Sub has paid the parent but Parent still has them in trade payable at the period end. The money was paid but not yet receieved but we no it has been paid from the subs acounts so we treat it as paid in the parent accounts by chnaging bank and trade payables
IAS 28 states that signifacant influence can be shown. How?
Representation on teh board of directors
Participation in the policy making processes
material transactions between the investor and investee
Interchange of managerial personnel
Provision of essential information.
What is a joint Arragement - IFRS 11
It’s is used when talking about joint ventures or Joint operations.
Joint ventures is when one or more companies join together to create a new company for both parties to run with equal influence.
When two or more parties join together for a project eg one bring money and one bring expertise. Whatever they spend individually goes on thier won accounts
What does SPLOCI? and what do we use it for?

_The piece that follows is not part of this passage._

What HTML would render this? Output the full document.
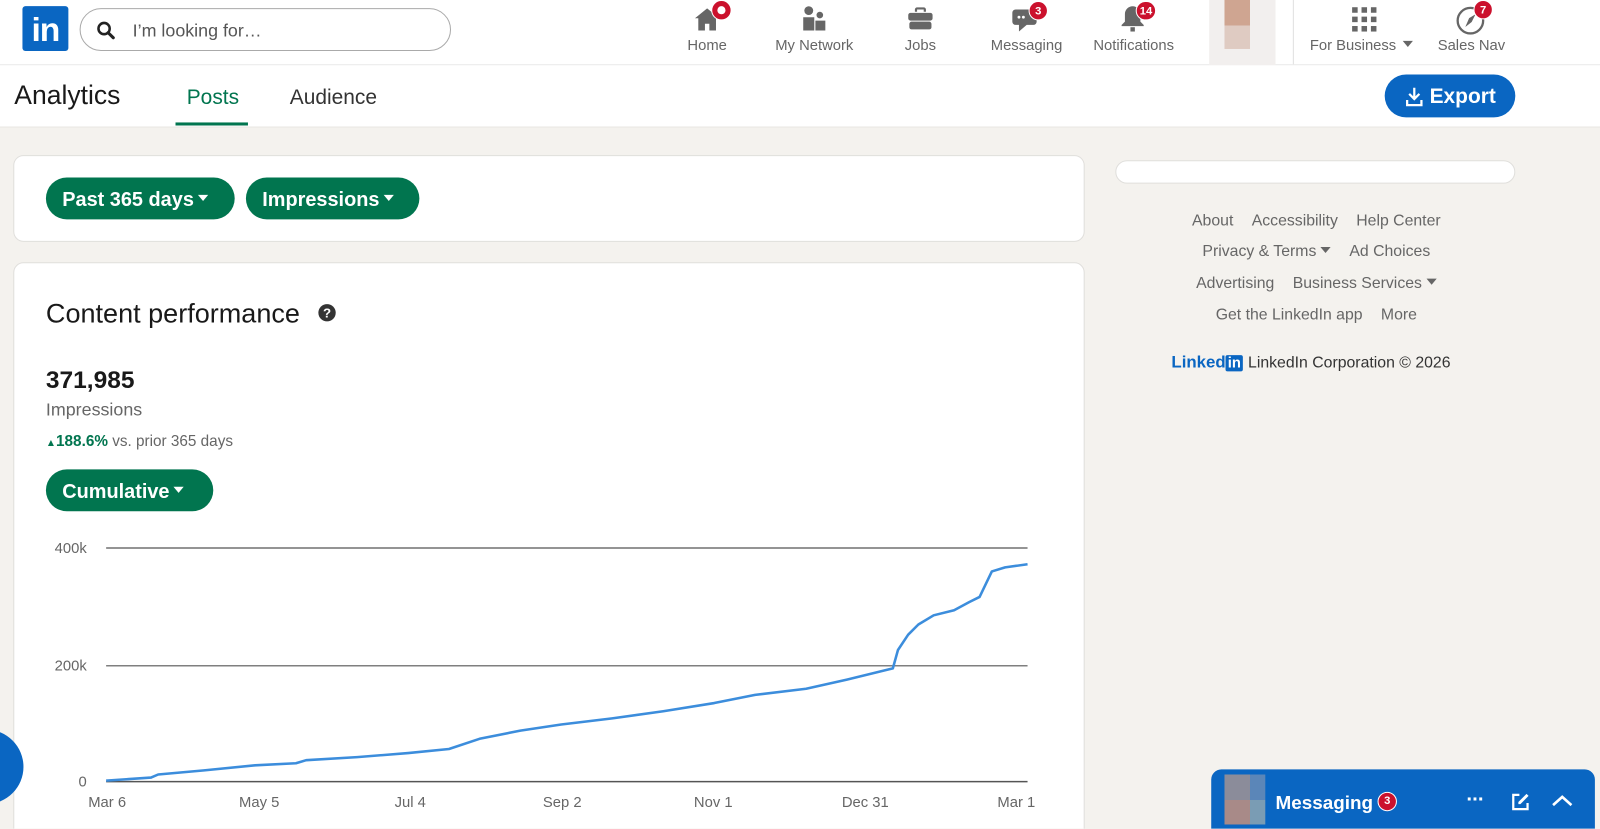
<!DOCTYPE html>
<html><head><meta charset="utf-8"><style>
*{box-sizing:border-box;margin:0;padding:0}
html,body{width:1600px;height:828px;overflow:hidden;background:#f4f2ee;font-family:"Liberation Sans",sans-serif}
#w{position:absolute;left:0;top:0;width:1568px;height:812px;transform:scale(1.020408);transform-origin:0 0;overflow:hidden}
.a{position:absolute}
.nav{left:0;top:0;width:1568px;height:64px;background:#fff;border-bottom:1px solid #e8e8e8}
.ni{position:absolute;top:37px;font-size:14.5px;color:#666;transform:translateX(-50%);white-space:nowrap}
.badge{position:absolute;background:#cb112d;color:#fff;font-size:11px;font-weight:bold;border-radius:10px;height:19px;min-width:19px;text-align:center;line-height:19px;border:1px solid #fff;padding:0 3px}
.btn{position:absolute;background:#01754f;color:#fff;font-weight:bold;font-size:19.5px;border-radius:21px;height:41px;line-height:45px;padding-left:16px}
.tri{display:inline-block;width:0;height:0;border-left:5px solid transparent;border-right:5px solid transparent;border-top:6px solid currentColor;vertical-align:middle;margin-left:4px;position:relative;top:-3px}
.card{position:absolute;background:#fff;border:1px solid #e0dfdc;border-radius:10px}
.ft{position:absolute;left:1090px;width:400px;text-align:center;font-size:15.5px;color:#666}
.ft span{margin:0 9px}
.xl{position:absolute;top:779px;font-size:14.5px;color:#666;transform:translateX(-50%)}
.yl{position:absolute;font-size:14.5px;color:#666;right:1483px}
</style></head><body><div id="w">
<div class="a nav"></div>
<div class="a" style="left:22px;top:6px;width:45px;height:44px;background:#0a66c2;border-radius:3px;color:#fff;font-weight:bold;font-size:33px;line-height:46px;text-align:center;letter-spacing:-1px">in</div>
<div class="a" style="left:78px;top:8px;width:364px;height:42px;border:1px solid #aaa;border-radius:21px"></div>
<svg class="a" style="left:94px;top:20px" width="20" height="20" viewBox="0 0 20 20"><circle cx="8" cy="8" r="5.5" fill="none" stroke="#222" stroke-width="2.5"/><line x1="12" y1="12" x2="17" y2="17" stroke="#222" stroke-width="3" stroke-linecap="round"/></svg>
<div class="a" style="left:130px;top:20px;font-size:17.5px;color:#555">I’m looking for…</div>

<svg class="a" style="left:680px;top:6px" width="26" height="26" viewBox="0 0 24 24"><path d="M12 2L1 11h3v11h6v-6h4v6h6V11h3z" fill="#666"/></svg>
<div class="a" style="left:697px;top:0;width:20px;height:20px;border-radius:50%;background:#cb112d;border:1px solid #fff"><div style="margin:5px;width:8px;height:8px;border-radius:50%;background:#fff"></div></div>
<div class="ni" style="left:693px">Home</div>
<svg class="a" style="left:785px;top:5px" width="26" height="26" viewBox="0 0 24 24" fill="#666"><circle cx="7" cy="5" r="4"/><path d="M2 11h10v12H2z"/><circle cx="17" cy="9" r="3"/><path d="M13 14h9v9h-9z"/></svg>
<div class="ni" style="left:798px">My Network</div>
<svg class="a" style="left:889px;top:5px" width="26" height="26" viewBox="0 0 24 24" fill="#666"><path d="M9 2h6a2 2 0 012 2v2h-2V4H9v2H7V4a2 2 0 012-2z"/><rect x="1" y="7" width="22" height="7" rx="2"/><rect x="2" y="15" width="20" height="7" rx="2"/></svg>
<div class="ni" style="left:902px">Jobs</div>
<svg class="a" style="left:991px;top:6px" width="26" height="26" viewBox="0 0 24 24" fill="#666"><path d="M4 3h16a3 3 0 013 3v8a3 3 0 01-3 3H14l-7 6v-6H4a3 3 0 01-3-3V6a3 3 0 013-3z"/><circle cx="7" cy="10" r="1.3" fill="#fff"/><circle cx="11" cy="10" r="1.3" fill="#fff"/></svg>
<div class="badge" style="left:1008px;top:1px">3</div>
<div class="ni" style="left:1006px">Messaging</div>
<svg class="a" style="left:1097px;top:5px" width="26" height="26" viewBox="0 0 24 24" fill="#666"><path d="M12 1a7 7 0 017 7v7l3 3v1H2v-1l3-3V8a7 7 0 017-7z"/><rect x="10" y="20" width="4" height="4"/></svg>
<div class="badge" style="left:1113px;top:1px">14</div>
<div class="ni" style="left:1111px">Notifications</div>
<div class="a" style="left:1185px;top:0;width:65px;height:64px;background:#f2efee"></div>
<div class="a" style="left:1200px;top:0;width:25px;height:25px;background:#cfa591"></div>
<div class="a" style="left:1200px;top:25px;width:25px;height:23px;background:#dfcbc2"></div>
<div class="a" style="left:1267px;top:0;width:1px;height:63px;background:#e0e0e0"></div>
<svg class="a" style="left:1324px;top:6px" width="26" height="26" viewBox="0 0 24 24" fill="#666"><rect x="1" y="1" width="5" height="5"/><rect x="9.5" y="1" width="5" height="5"/><rect x="18" y="1" width="5" height="5"/><rect x="1" y="9.5" width="5" height="5"/><rect x="9.5" y="9.5" width="5" height="5"/><rect x="18" y="9.5" width="5" height="5"/><rect x="1" y="18" width="5" height="5"/><rect x="9.5" y="18" width="5" height="5"/><rect x="18" y="18" width="5" height="5"/></svg>
<div class="ni" style="left:1334px">For Business <span class="tri" style="margin-left:2px;top:-2px"></span></div>
<svg class="a" style="left:1426px;top:4px" width="30" height="30" viewBox="0 0 24 24"><circle cx="12" cy="13" r="10" fill="none" stroke="#666" stroke-width="1.8"/><path d="M8 18l3-7 5-3-3 6z" fill="#666"/></svg>
<div class="badge" style="left:1444px;top:0">7</div>
<div class="ni" style="left:1442px">Sales Nav</div>

<div class="a" style="left:0;top:64px;width:1568px;height:61px;background:#fff;border-bottom:1px solid #e8e6e2"></div>
<div class="a" style="left:14px;top:78px;font-size:26px;color:#191919">Analytics</div>
<div class="a" style="left:183px;top:84px;font-size:20.5px;color:#01754f">Posts</div>
<div class="a" style="left:172px;top:120px;width:71px;height:3px;background:#01754f"></div>
<div class="a" style="left:284px;top:84px;font-size:20.5px;color:#333">Audience</div>
<div class="a" style="left:1357px;top:73px;width:128px;height:42px;background:#0a66c2;border-radius:21px;color:#fff;font-size:20.5px;font-weight:bold;line-height:44px;padding-left:44px">Export</div>
<svg class="a" style="left:1377px;top:85px" width="18" height="20" viewBox="0 0 18 20"><path d="M9 1v11M4 7l5 5 5-5M2 13v5h14v-5" fill="none" stroke="#fff" stroke-width="2.2"/></svg>

<div class="card" style="left:13px;top:152px;width:1050px;height:85px"></div>
<div class="btn" style="left:45px;top:174px;width:185px">Past 365 days<span class="tri"></span></div>
<div class="btn" style="left:241px;top:174px;width:170px">Impressions<span class="tri"></span></div>

<div class="card" style="left:13px;top:257px;width:1050px;height:580px"></div>
<div class="a" style="left:45px;top:292px;font-size:26.5px;color:#191919">Content performance</div>
<div class="a" style="left:312px;top:298px;width:17px;height:17px;border-radius:50%;background:#333;color:#fff;font-size:13px;font-weight:bold;text-align:center;line-height:17px">?</div>
<div class="a" style="left:45px;top:359px;font-size:24px;font-weight:bold;color:#191919">371,985</div>
<div class="a" style="left:45px;top:391px;font-size:17.5px;color:#666">Impressions</div>
<div class="a" style="left:45px;top:424px;font-size:15px;color:#666"><span style="color:#01754f;font-weight:bold"><span style="font-size:10px">▲</span>188.6%</span> vs. prior 365 days</div>
<div class="btn" style="left:45px;top:460px;width:164px">Cumulative<span class="tri"></span></div>

<svg class="a" style="left:0;top:0" width="1568" height="812">
<line x1="104" y1="537" x2="1007" y2="537" stroke="#555" stroke-width="1.2"/>
<line x1="104" y1="652.5" x2="1007" y2="652.5" stroke="#555" stroke-width="1.2"/>
<line x1="104" y1="766" x2="1007" y2="766" stroke="#555" stroke-width="1.5"/>
<polyline fill="none" stroke="#3c8ddc" stroke-width="2.5" stroke-linejoin="round" points="104,765 148,762 155,759 200,755 250,750 290,748 300,745 350,742 400,738 440,734 470,724 510,716 550,710 600,704 650,697 700,689 740,681 790,675 830,666 875,655 880,637 890,622 900,612 915,603 935,598 950,590 960,585 972,560 985,556 1007,553"/>
</svg>
<div class="yl" style="top:530px">400k</div>
<div class="yl" style="top:645px">200k</div>
<div class="yl" style="top:759px">0</div>
<div class="xl" style="left:105px">Mar 6</div>
<div class="xl" style="left:254px">May 5</div>
<div class="xl" style="left:402px">Jul 4</div>
<div class="xl" style="left:551px">Sep 2</div>
<div class="xl" style="left:699px">Nov 1</div>
<div class="xl" style="left:848px">Dec 31</div>
<div class="xl" style="left:996px">Mar 1</div>

<div class="card" style="left:1093px;top:157px;width:392px;height:23px;border-radius:12px"></div>
<div class="ft" style="top:208px"><span>About</span><span>Accessibility</span><span>Help Center</span></div>
<div class="ft" style="top:238px"><span>Privacy &amp; Terms <span class="tri" style="margin:0;top:-2px"></span></span><span>Ad Choices</span></div>
<div class="ft" style="top:269px"><span>Advertising</span><span>Business Services <span class="tri" style="margin:0;top:-2px"></span></span></div>
<div class="ft" style="top:300px"><span>Get the LinkedIn app</span><span>More</span></div>
<div class="a" style="left:1148px;top:346px;font-size:15.5px;color:#333;white-space:nowrap"><b style="color:#0a66c2;font-size:16.5px">Linked</b><b style="background:#0a66c2;color:#fff;font-size:14.5px;padding:0 2px;border-radius:2px;margin-right:5px">in</b>LinkedIn Corporation © 2026</div>

<div class="a" style="left:-50px;top:715px;width:73px;height:73px;border-radius:50%;background:#0a66c2"></div>

<div class="a" style="left:1187px;top:754px;width:376px;height:70px;background:#0a66c2;border-radius:10px 10px 0 0"></div>
<div class="a" style="left:1200px;top:759px;width:25px;height:25px;background:#8b8c9a"></div>
<div class="a" style="left:1225px;top:759px;width:15px;height:25px;background:#5b86b8"></div>
<div class="a" style="left:1200px;top:784px;width:25px;height:24px;background:#a88a88"></div>
<div class="a" style="left:1225px;top:784px;width:15px;height:24px;background:#7a9cb4"></div>
<div class="a" style="left:1250px;top:776px;font-size:18.5px;font-weight:bold;color:#fff">Messaging</div>
<div class="a" style="left:1350px;top:776px;width:19px;height:19px;border-radius:50%;background:#cb112d;border:1px solid #fff;color:#fff;font-size:11px;font-weight:bold;text-align:center;line-height:17px">3</div>
<div class="a" style="left:1437px;top:773px;font-size:20px;font-weight:bold;color:#fff;letter-spacing:-1px">···</div>
<svg class="a" style="left:1480px;top:776px" width="20" height="20" viewBox="0 0 20 20"><path d="M9 3H3v14h14v-6" fill="none" stroke="#fff" stroke-width="2.2"/><path d="M16 2l2 2-8 8H8v-2z" fill="#fff"/></svg>
<svg class="a" style="left:1520px;top:778px" width="22" height="14" viewBox="0 0 22 14"><path d="M2 11l9-8 9 8" fill="none" stroke="#fff" stroke-width="2.6"/></svg>
</div></body></html>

Statement of profit or loss and other comprehensive income.
It is used when a sub is acquired part way through the year and we only consolidate the P&L item from the acquisition onwards and the NCI is split at the end of the P&L.
What is the profirma for SPLOCI?
Revenue ( 100% of P + 100& of S - Intercompany sales)
COS ( 100% of P + 100& of S - Intercompany sales)
Gross Profit
Operating Expeneses (100% of P and S - Impairment of goodwill)
Profit from operations
Share of profit/loss of an associated company
Investment Income (100% P and S - Intercompany Interest - Dividends income to parent)
Finance Costs (100% P and S - Intercompany Interest)
Profit before Tax
Income tax expense (100% Pand S)
Profit for the year
Other Comprehensive income
Revaluation Gains
Total Comprehensive Income.
Profit Attributable to:(Uses Profit for the year)
NCI
Group (Balancing Figure)
Total Comprehensive Income Attributable to: (Uses Total Comprehensive Income)
NCI
Group (Balancing figure
What is the NCI Split in the SPLOCI proforma?
The NCI percentage is the remining amount that we do not own (E.G we own 80% so the NCI owns 20%)
How to deal with disposal of an subsidary?
Stop adding through subsidary P&L on the date of disposal.